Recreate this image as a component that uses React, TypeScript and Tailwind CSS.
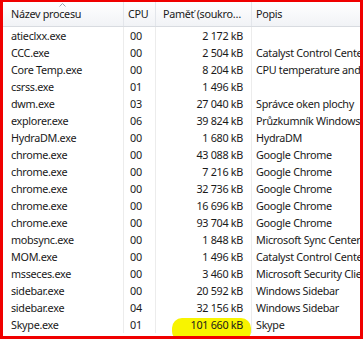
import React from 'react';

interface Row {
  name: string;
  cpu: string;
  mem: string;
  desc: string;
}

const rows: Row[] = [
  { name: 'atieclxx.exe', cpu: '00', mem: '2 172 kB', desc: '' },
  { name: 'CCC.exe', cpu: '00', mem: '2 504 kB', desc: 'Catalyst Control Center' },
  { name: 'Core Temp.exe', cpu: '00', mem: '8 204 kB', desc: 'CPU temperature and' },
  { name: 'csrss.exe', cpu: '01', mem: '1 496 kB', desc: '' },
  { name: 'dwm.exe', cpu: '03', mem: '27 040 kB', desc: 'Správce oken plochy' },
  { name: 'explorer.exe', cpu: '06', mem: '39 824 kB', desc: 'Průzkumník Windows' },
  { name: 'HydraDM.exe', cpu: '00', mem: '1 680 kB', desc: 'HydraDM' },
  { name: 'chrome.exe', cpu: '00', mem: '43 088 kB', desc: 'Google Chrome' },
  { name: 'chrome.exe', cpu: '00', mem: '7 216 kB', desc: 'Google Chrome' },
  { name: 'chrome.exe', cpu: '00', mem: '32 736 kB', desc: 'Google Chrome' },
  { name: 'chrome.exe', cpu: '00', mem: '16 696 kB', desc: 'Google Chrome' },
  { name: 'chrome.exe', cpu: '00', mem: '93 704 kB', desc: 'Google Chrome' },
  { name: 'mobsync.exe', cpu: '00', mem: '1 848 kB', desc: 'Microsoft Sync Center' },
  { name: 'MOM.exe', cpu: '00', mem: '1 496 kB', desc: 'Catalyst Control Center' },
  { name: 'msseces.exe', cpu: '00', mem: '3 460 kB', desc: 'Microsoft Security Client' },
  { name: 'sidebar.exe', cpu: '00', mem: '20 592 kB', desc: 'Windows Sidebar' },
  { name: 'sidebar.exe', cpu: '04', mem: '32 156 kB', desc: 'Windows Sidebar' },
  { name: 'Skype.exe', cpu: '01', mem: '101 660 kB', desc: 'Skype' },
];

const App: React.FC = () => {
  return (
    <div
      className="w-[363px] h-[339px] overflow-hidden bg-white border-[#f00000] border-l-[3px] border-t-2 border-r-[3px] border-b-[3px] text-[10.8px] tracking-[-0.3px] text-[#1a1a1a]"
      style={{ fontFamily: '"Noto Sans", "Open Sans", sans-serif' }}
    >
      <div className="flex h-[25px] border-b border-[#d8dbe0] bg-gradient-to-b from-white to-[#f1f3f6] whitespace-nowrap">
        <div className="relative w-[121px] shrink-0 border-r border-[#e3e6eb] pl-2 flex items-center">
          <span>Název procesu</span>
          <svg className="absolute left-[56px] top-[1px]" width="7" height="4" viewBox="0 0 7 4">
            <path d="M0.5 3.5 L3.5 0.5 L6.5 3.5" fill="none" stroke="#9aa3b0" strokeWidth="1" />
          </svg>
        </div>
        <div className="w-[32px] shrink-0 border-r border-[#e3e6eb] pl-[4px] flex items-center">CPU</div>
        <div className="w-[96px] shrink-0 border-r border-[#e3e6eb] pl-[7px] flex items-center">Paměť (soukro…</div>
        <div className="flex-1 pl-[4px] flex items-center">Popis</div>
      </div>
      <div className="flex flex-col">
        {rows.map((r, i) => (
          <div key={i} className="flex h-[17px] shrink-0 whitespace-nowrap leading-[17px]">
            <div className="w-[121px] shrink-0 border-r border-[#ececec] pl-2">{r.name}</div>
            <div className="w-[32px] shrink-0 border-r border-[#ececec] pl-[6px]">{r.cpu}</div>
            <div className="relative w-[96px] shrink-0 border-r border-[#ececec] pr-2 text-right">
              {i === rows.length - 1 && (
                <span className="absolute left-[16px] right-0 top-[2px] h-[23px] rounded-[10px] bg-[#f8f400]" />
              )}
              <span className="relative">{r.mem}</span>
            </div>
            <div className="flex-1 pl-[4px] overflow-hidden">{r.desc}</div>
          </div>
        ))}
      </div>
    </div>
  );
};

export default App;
__________
Every line above should be returned word for word, with the pictures left behind.

Recreate this image as a component that uses React, TypeScript and Tailwind CSS.
import React from 'react';

interface Row {
  name: string;
  cpu: string;
  mem: string;
  desc: string;
}

const rows: Row[] = [
  { name: 'atieclxx.exe', cpu: '00', mem: '2 172 kB', desc: '' },
  { name: 'CCC.exe', cpu: '00', mem: '2 504 kB', desc: 'Catalyst Control Center' },
  { name: 'Core Temp.exe', cpu: '00', mem: '8 204 kB', desc: 'CPU temperature and' },
  { name: 'csrss.exe', cpu: '01', mem: '1 496 kB', desc: '' },
  { name: 'dwm.exe', cpu: '03', mem: '27 040 kB', desc: 'Správce oken plochy' },
  { name: 'explorer.exe', cpu: '06', mem: '39 824 kB', desc: 'Průzkumník Windows' },
  { name: 'HydraDM.exe', cpu: '00', mem: '1 680 kB', desc: 'HydraDM' },
  { name: 'chrome.exe', cpu: '00', mem: '43 088 kB', desc: 'Google Chrome' },
  { name: 'chrome.exe', cpu: '00', mem: '7 216 kB', desc: 'Google Chrome' },
  { name: 'chrome.exe', cpu: '00', mem: '32 736 kB', desc: 'Google Chrome' },
  { name: 'chrome.exe', cpu: '00', mem: '16 696 kB', desc: 'Google Chrome' },
  { name: 'chrome.exe', cpu: '00', mem: '93 704 kB', desc: 'Google Chrome' },
  { name: 'mobsync.exe', cpu: '00', mem: '1 848 kB', desc: 'Microsoft Sync Center' },
  { name: 'MOM.exe', cpu: '00', mem: '1 496 kB', desc: 'Catalyst Control Center' },
  { name: 'msseces.exe', cpu: '00', mem: '3 460 kB', desc: 'Microsoft Security Client' },
  { name: 'sidebar.exe', cpu: '00', mem: '20 592 kB', desc: 'Windows Sidebar' },
  { name: 'sidebar.exe', cpu: '04', mem: '32 156 kB', desc: 'Windows Sidebar' },
  { name: 'Skype.exe', cpu: '01', mem: '101 660 kB', desc: 'Skype' },
];

const App: React.FC = () => {
  return (
    <div
      className="w-[363px] h-[339px] overflow-hidden bg-white border-[#f00000] border-l-[3px] border-t-2 border-r-[3px] border-b-[3px] text-[10.8px] tracking-[-0.3px] text-[#1a1a1a]"
      style={{ fontFamily: '"Noto Sans", "Open Sans", sans-serif' }}
    >
      <div className="flex h-[25px] border-b border-[#d8dbe0] bg-gradient-to-b from-white to-[#f1f3f6] whitespace-nowrap">
        <div className="relative w-[121px] shrink-0 border-r border-[#e3e6eb] pl-2 flex items-center">
          <span>Název procesu</span>
          <svg className="absolute left-[56px] top-[1px]" width="7" height="4" viewBox="0 0 7 4">
            <path d="M0.5 3.5 L3.5 0.5 L6.5 3.5" fill="none" stroke="#9aa3b0" strokeWidth="1" />
          </svg>
        </div>
        <div className="w-[32px] shrink-0 border-r border-[#e3e6eb] pl-[4px] flex items-center">CPU</div>
        <div className="w-[96px] shrink-0 border-r border-[#e3e6eb] pl-[7px] flex items-center">Paměť (soukro…</div>
        <div className="flex-1 pl-[4px] flex items-center">Popis</div>
      </div>
      <div className="flex flex-col">
        {rows.map((r, i) => (
          <div key={i} className="flex h-[17px] shrink-0 whitespace-nowrap leading-[17px]">
            <div className="w-[121px] shrink-0 border-r border-[#ececec] pl-2">{r.name}</div>
            <div className="w-[32px] shrink-0 border-r border-[#ececec] pl-[6px]">{r.cpu}</div>
            <div className="relative w-[96px] shrink-0 border-r border-[#ececec] pr-2 text-right">
              {i === rows.length - 1 && (
                <span className="absolute left-[16px] right-0 top-[2px] h-[23px] rounded-[10px] bg-[#f8f400]" />
              )}
              <span className="relative">{r.mem}</span>
            </div>
            <div className="flex-1 pl-[4px] overflow-hidden">{r.desc}</div>
          </div>
        ))}
      </div>
    </div>
  );
};

export default App;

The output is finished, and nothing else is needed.